The Yew tree is a coniferous tree which can be found all over Europe, Northwest Africa and into central Asia. Its normal form is of a smallish tree up to 25 meters tall with a thin scaly brown bark which sheds in small flakes. The leaves are a flat dark green; they are poisonous, as are most parts of the plant except the reddish fruit which surrounds the seeds. The leaves are so poisonous that even when dried they are still dangerous especially to horses with cattle being more tolerant of the taxine poison they contain, death comes rapidly from heart failure following respiratory problems and muscle tremors.

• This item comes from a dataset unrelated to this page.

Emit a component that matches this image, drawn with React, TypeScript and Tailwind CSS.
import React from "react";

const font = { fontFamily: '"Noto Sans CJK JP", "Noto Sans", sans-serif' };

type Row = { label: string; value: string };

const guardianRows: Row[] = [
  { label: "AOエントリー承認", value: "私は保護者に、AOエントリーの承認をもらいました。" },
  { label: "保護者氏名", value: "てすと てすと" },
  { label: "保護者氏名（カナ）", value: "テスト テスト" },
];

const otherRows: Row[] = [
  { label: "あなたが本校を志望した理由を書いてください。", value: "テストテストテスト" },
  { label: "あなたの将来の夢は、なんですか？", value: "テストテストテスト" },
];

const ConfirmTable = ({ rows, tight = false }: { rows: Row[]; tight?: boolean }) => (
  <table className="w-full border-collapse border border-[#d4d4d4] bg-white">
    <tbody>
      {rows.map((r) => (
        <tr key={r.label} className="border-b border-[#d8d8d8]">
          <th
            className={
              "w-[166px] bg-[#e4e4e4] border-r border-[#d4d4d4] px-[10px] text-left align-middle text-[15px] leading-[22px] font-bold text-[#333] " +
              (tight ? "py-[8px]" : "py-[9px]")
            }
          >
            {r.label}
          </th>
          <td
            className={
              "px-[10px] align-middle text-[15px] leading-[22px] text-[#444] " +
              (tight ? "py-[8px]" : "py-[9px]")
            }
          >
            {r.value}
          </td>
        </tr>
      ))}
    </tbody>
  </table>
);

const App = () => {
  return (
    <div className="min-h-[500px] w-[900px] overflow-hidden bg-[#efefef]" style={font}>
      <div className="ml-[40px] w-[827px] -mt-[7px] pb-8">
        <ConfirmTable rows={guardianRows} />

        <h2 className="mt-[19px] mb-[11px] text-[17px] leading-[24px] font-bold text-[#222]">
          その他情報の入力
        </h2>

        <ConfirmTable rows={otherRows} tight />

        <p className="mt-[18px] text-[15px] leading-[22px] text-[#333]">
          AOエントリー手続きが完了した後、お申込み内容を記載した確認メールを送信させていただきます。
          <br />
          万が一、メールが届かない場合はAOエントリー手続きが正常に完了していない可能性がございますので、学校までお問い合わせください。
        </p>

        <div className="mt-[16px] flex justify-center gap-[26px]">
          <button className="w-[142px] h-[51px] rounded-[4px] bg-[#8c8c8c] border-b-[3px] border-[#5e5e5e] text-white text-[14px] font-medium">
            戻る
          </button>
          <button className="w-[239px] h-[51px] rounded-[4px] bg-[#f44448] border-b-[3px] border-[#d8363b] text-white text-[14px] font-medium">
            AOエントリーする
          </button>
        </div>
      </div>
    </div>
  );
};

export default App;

In traditions several celtic leaders used Yew to poison themselves rather than surrender to the Romans and Yew trees can be traditionally found in British Church yards. Since the trees are very long lived and slow growing many actually predate the churches they are in the grounds of. Many suggest they were used by Pagan faiths to make ancient burial sites as a symbol of long life and more pragmatically as they would have discouraged cattle from grazing on the burial site; it was common for early Christian churches to be built on existing pagan sites as part of establishing religious dominance. In warfare the Yew was associated with the English and Welsh longbow as the heartwood made a very good material for longbow making, although much of the wood would be discarded and the trade lead to a massive reduction in the numbers of native Yew trees during the Middle Ages. Medicinally a chemotherapy drug Pacilitaxel can be synthesized from a extract from the common Yew
What Culpepper says
Description. It grows to be an irregular tree, spreading widley into branches. The leaves are long, narrow, and placed with a beautiful regularity. The flowers are yellowish, and the berries are surrounded with a sweet juicy matter.

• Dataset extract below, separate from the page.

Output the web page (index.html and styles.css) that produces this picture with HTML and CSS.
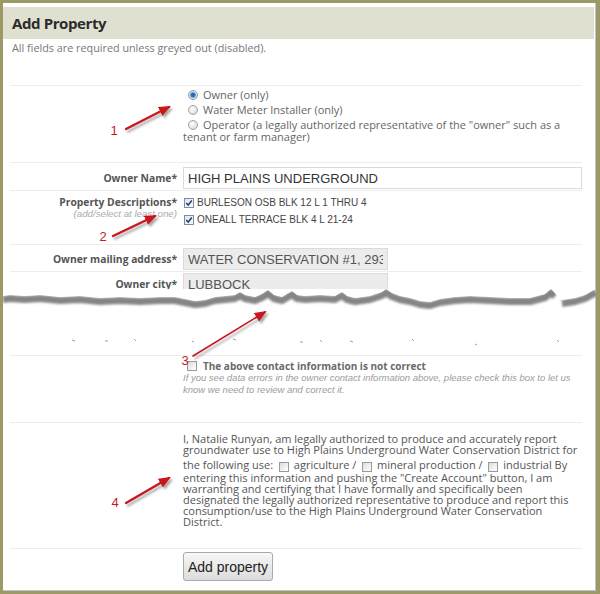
FILE: index.html
```html
<!DOCTYPE html>
<html>
<head>
<meta charset="utf-8">
<title>Add Property</title>
<link rel="stylesheet" href="styles.css">
</head>
<body>
<div class="frame">
  <div class="titlebar"><h1>Add Property</h1></div>
  <p class="note">All fields are required unless greyed out (disabled).</p>

  <form class="form">
    <div class="row row-role">
      <div class="lbl"></div>
      <div class="field">
        <label class="opt"><span class="radio on"></span>Owner (only)</label>
        <label class="opt"><span class="radio"></span>Water Meter Installer (only)</label>
        <label class="opt"><span class="radio"></span>Operator (a legally authorized representative of the "owner" such as a tenant or farm manager)</label>
      </div>
    </div>

    <div class="row row-input row-name">
      <div class="lbl">Owner Name*</div>
      <div class="field"><input class="txt" type="text" value="HIGH PLAINS UNDERGROUND"></div>
    </div>

    <div class="row row-props">
      <div class="lbl">
        <span class="lbl-main">Property Descriptions*</span>
        <span class="hint">(add/select at least one)</span>
      </div>
      <div class="field">
        <div class="chk-line"><span class="cb on"><svg viewBox="0 0 10 10" width="8" height="8"><path d="M1.5 5 L4 7.5 L8.5 1.8" /></svg></span>BURLESON OSB BLK 12 L 1 THRU 4</div>
        <div class="chk-line"><span class="cb on"><svg viewBox="0 0 10 10" width="8" height="8"><path d="M1.5 5 L4 7.5 L8.5 1.8" /></svg></span>ONEALL TERRACE BLK 4 L 21-24</div>
      </div>
    </div>

    <div class="row row-input row-addr">
      <div class="lbl">Owner mailing address*</div>
      <div class="field"><input class="txt dis" type="text" value="WATER CONSERVATION #1, 2930 AVE Q" disabled></div>
    </div>

    <div class="row row-input row-city">
      <div class="lbl">Owner city*</div>
      <div class="field"><input class="txt dis" type="text" value="LUBBOCK" disabled></div>
    </div>

    <svg class="torn" viewBox="3 289 593 66" width="593" height="66" aria-hidden="true">
      <defs>
        <filter id="soft" x="-5%" y="-50%" width="110%" height="200%"><feGaussianBlur stdDeviation="0.9"/></filter>
      </defs>
      <g class="shadow" filter="url(#soft)" transform="translate(0,3.5)">
        <polyline points="3,296 10,295 25,296 40,295 60,297 80,296 100,298 120,297 140,298 160,297 175,297 185,299 195,301 205,300 215,297 235,295 240,292 245,295 255,297 262,294 268,290 274,295 282,297 292,291 297,295 305,296 320,295 335,296 342,292 347,296 355,298 370,296 382,292 386,289 392,293 400,296 410,298 420,301 430,302 440,299 455,297 470,296 490,297 510,298 530,298 545,294 551,289 555,293"/>
        <polyline points="562,300 575,298 585,295 592,291 596,289"/>
      </g>
      <polygon class="paper" points="3,289 3,296 10,295 25,296 40,295 60,297 80,296 100,298 120,297 140,298 160,297 175,297 185,299 195,301 205,300 215,297 235,295 240,292 245,295 255,297 262,294 268,290 274,295 282,297 292,291 297,295 305,296 320,295 335,296 342,292 347,296 355,298 370,296 382,292 386,289 392,293 400,296 410,298 420,301 430,302 440,299 455,297 470,296 490,297 510,298 530,298 545,294 551,289 555,293 558,298 562,300 575,298 585,295 592,291 596,289"/>
      <g class="specks">
        <path d="M72 340 l3 1"/><path d="M105 341 l3 0"/><path d="M134 339 l2 2"/><path d="M192 341 l2 1"/>
        <path d="M233 339 l3 1"/><path d="M300 342 l3 0"/><path d="M320 340 l2 2"/><path d="M350 341 l3 1"/>
        <path d="M412 339 l2 2"/><path d="M475 344 l2 1"/><path d="M557 340 l2 2"/>
      </g>
    </svg>

    <div class="row row-contact">
      <div class="lbl"></div>
      <div class="field">
        <label class="contact-main"><span class="cb"></span>The above contact information is not correct</label>
        <p class="contact-note">If you see data errors in the owner contact information above, please check this box to let us know we need to review and correct it.</p>
      </div>
    </div>

    <div class="row row-cert">
      <div class="lbl"></div>
      <div class="field">
        <p class="cert">I, Natalie Runyan, am legally authorized to produce and accurately report groundwater use to High Plains Underground Water Conservation District for the following use: <span class="cb sm"></span> agriculture / <span class="cb sm"></span> mineral production / <span class="cb sm"></span> industrial By entering this information and pushing the "Create Account" button, I am warranting and certifying that I have formally and specifically been designated the legally authorized representative to produce and report this consumption/use to the High Plains Underground Water Conservation District.</p>
      </div>
    </div>

    <div class="row row-submit">
      <div class="lbl"></div>
      <div class="field"><button type="button" class="btn">Add property</button></div>
    </div>
  </form>

  <svg class="notes" viewBox="3 3 593 588" width="593" height="588" aria-hidden="true">
    <defs>
      <marker id="head" markerUnits="userSpaceOnUse" markerWidth="12" markerHeight="10" refX="10" refY="5" orient="auto">
        <path d="M0,0 L12,5 L0,10 z" fill="#c7191f"/>
      </marker>
      <filter id="drop" x="-20%" y="-20%" width="140%" height="160%">
        <feDropShadow dx="2" dy="2.5" stdDeviation="1.2" flood-color="#000" flood-opacity="0.35"/>
      </filter>
    </defs>
    <g filter="url(#drop)">
      <line class="arrow" x1="126" y1="129" x2="169" y2="107" marker-end="url(#head)"/>
      <line class="arrow" x1="113" y1="236" x2="155" y2="216" marker-end="url(#head)"/>
      <line class="arrow thin" x1="193" y1="356" x2="265" y2="312" marker-end="url(#head)"/>
      <line class="arrow" x1="126" y1="503" x2="169" y2="478" marker-end="url(#head)"/>
    </g>
    <text class="num" x="114" y="135">1</text>
    <text class="num" x="103" y="241">2</text>
    <text class="num" x="185" y="365">3</text>
    <text class="num" x="115" y="507">4</text>
  </svg>
</div>
</body>
</html>
```

FILE: styles.css
```css
* { box-sizing: border-box; }

html, body {
  margin: 0;
  padding: 0;
  background: #fff;
}

body {
  width: 600px;
  height: 594px;
  overflow: hidden;
}

.frame {
  position: relative;
  width: 600px;
  height: 594px;
  border: 3px solid #9b9a67;
  border-right-width: 4px;
  background: #fff;
  box-shadow: inset -1px -1px 0 #c4c4c4;
  font-family: "Open Sans", "DejaVu Sans", sans-serif;
  color: #555;
}

.titlebar {
  margin: 4px 2px 0 0;
  height: 32px;
  background: #e0e0d0;
  padding-left: 9px;
}

.titlebar h1 {
  margin: 0;
  font-size: 15px;
  line-height: 32px;
  font-weight: 700;
  letter-spacing: -0.4px;
  color: #2b2b2b;
}

.note {
  margin: 2px 0 0 9px;
  font-size: 10.8px;
  line-height: 14px;
  color: #777;
}

.form {
  margin: 30px 0 0 0;
}

.row {
  display: grid;
  grid-template-columns: 167px 1fr;
  column-gap: 6px;
  margin: 0 14px 0 7px;
  border-top: 1px solid #ededed;
}

.lbl {
  text-align: right;
  font-size: 10.3px;
  font-weight: 700;
  color: #555;
}

/* role radios */
.row-role { padding: 3px 0 19px; }

.opt {
  display: block;
  font-size: 11px;
  line-height: 12px;
  color: #666;
  margin-bottom: 3px;
}
.opt:last-child { margin-bottom: 0; }

.radio {
  display: inline-block;
  width: 10px;
  height: 10px;
  margin: 0 5px;
  border-radius: 50%;
  border: 1px solid #a3a3a3;
  background: radial-gradient(circle at 40% 35%, #ffffff 0, #e6e6e6 55%, #cfcfcf 100%);
  vertical-align: -1px;
}
.radio.on {
  background: radial-gradient(circle at 50% 50%, #1d5fa8 0, #2f7fc9 2.2px, #d8e2ec 3.2px, #e9e9e9 100%);
  border-color: #8a98a8;
}

/* text inputs */
.row-input { align-items: center; }
.row-name { padding: 4px 0 1px; }
.row-addr { padding: 3px 0 1px; }
.row-city { padding: 1px 0 0; }

.txt {
  display: block;
  width: 399px;
  height: 22px;
  margin: 0;
  padding: 0 4px;
  border: 1px solid #dadada;
  border-radius: 0;
  background: #fff;
  font-family: "Liberation Sans", Arial, sans-serif;
  font-size: 13px;
  color: #333;
  outline: none;
}
.txt.dis {
  width: 205px;
  background: #ececec;
  color: #555;
  -webkit-text-fill-color: #555;
  opacity: 1;
}

/* property descriptions */
.row-props {
  padding: 3px 0 16px;
  align-items: start;
}
.lbl-main {
  display: block;
  line-height: 17px;
}
.hint {
  display: block;
  margin-top: -2px;
  font-family: "Liberation Sans", Arial, sans-serif;
  font-style: italic;
  font-weight: 400;
  font-size: 9.7px;
  line-height: 10px;
  color: #ababab;
}

.chk-line {
  display: flex;
  align-items: center;
  height: 17px;
  font-family: "Liberation Sans", Arial, sans-serif;
  font-size: 10px;
  color: #444;
}

.cb {
  display: inline-flex;
  align-items: center;
  justify-content: center;
  width: 10px;
  height: 10px;
  margin: 0 3px 0 1px;
  border: 1px solid #9a9a9a;
  background: linear-gradient(135deg, #dcdcdc 0, #f2f2f2 60%, #ffffff 100%);
}
.cb.on {
  border-color: #7b8ea6;
  background: linear-gradient(135deg, #e4e8ee 0, #f6f7f9 100%);
}
.cb svg path {
  fill: none;
  stroke: #23407a;
  stroke-width: 1.9;
}

/* torn paper */
.torn {
  display: block;
  position: relative;
  margin-top: -6px;
}
.torn .shadow polyline {
  fill: none;
  stroke: #858585;
  stroke-width: 7;
  stroke-linejoin: round;
}
.torn .paper { fill: #fff; }
.torn .specks path {
  stroke: #a0a0a0;
  stroke-width: 1;
  fill: none;
}

/* contact correction */
.row-contact { padding: 4px 0 26px; }

.contact-main {
  display: block;
  font-size: 10px;
  line-height: 12px;
  font-weight: 700;
  color: #6a6a6a;
}
.contact-main .cb {
  margin: 0 6px 0 4px;
  vertical-align: -1px;
}
.contact-note {
  margin: 0;
  font-family: "Liberation Sans", Arial, sans-serif;
  font-style: italic;
  font-size: 9.5px;
  line-height: 12px;
  color: #9c9c9c;
}

/* certification */
.row-cert { padding: 10px 0 21px; }

.cert {
  margin: 0;
  max-width: 395px;
  font-size: 11px;
  line-height: 11px;
  color: #555;
}
.cb.sm {
  display: inline-block;
  width: 10px;
  height: 10px;
  margin: 7px 2px 0 3px;
  vertical-align: -3px;
}

/* submit */
.row-submit { padding: 3px 0 0; }

.btn {
  width: 90px;
  height: 29px;
  padding: 0;
  border: 1px solid #a9a9a9;
  border-radius: 3px;
  background: linear-gradient(#f7f7f7, #dcdcdc);
  font-family: "Liberation Sans", Arial, sans-serif;
  font-size: 14px;
  color: #222;
}

/* annotation overlay */
.notes {
  position: absolute;
  top: 0;
  left: 0;
  pointer-events: none;
}
.notes .arrow {
  stroke: #c7191f;
  stroke-width: 2.4;
  stroke-linecap: round;
}
.notes .arrow.thin { stroke-width: 1.6; }
.notes .num {
  font-family: "Liberation Sans", Arial, sans-serif;
  font-size: 13px;
  fill: #c7191f;
  text-anchor: middle;
}
```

Place. We have it growing in woods, and in the gardens, but its usual ancient residence is the church-yard: conjectures upon the antiquity and origin of which plantatin, has brought forth much pedantic nonsense; Gray observes this in the Grave, a Poem, when he says,
"Well do I know thee by thy trusty Yew,
"Shading for years thy gloomy church-yard view;
"Cheerless, unsocial plant, that loves to dwell
"Where scatter'd bones man's dissolution tell".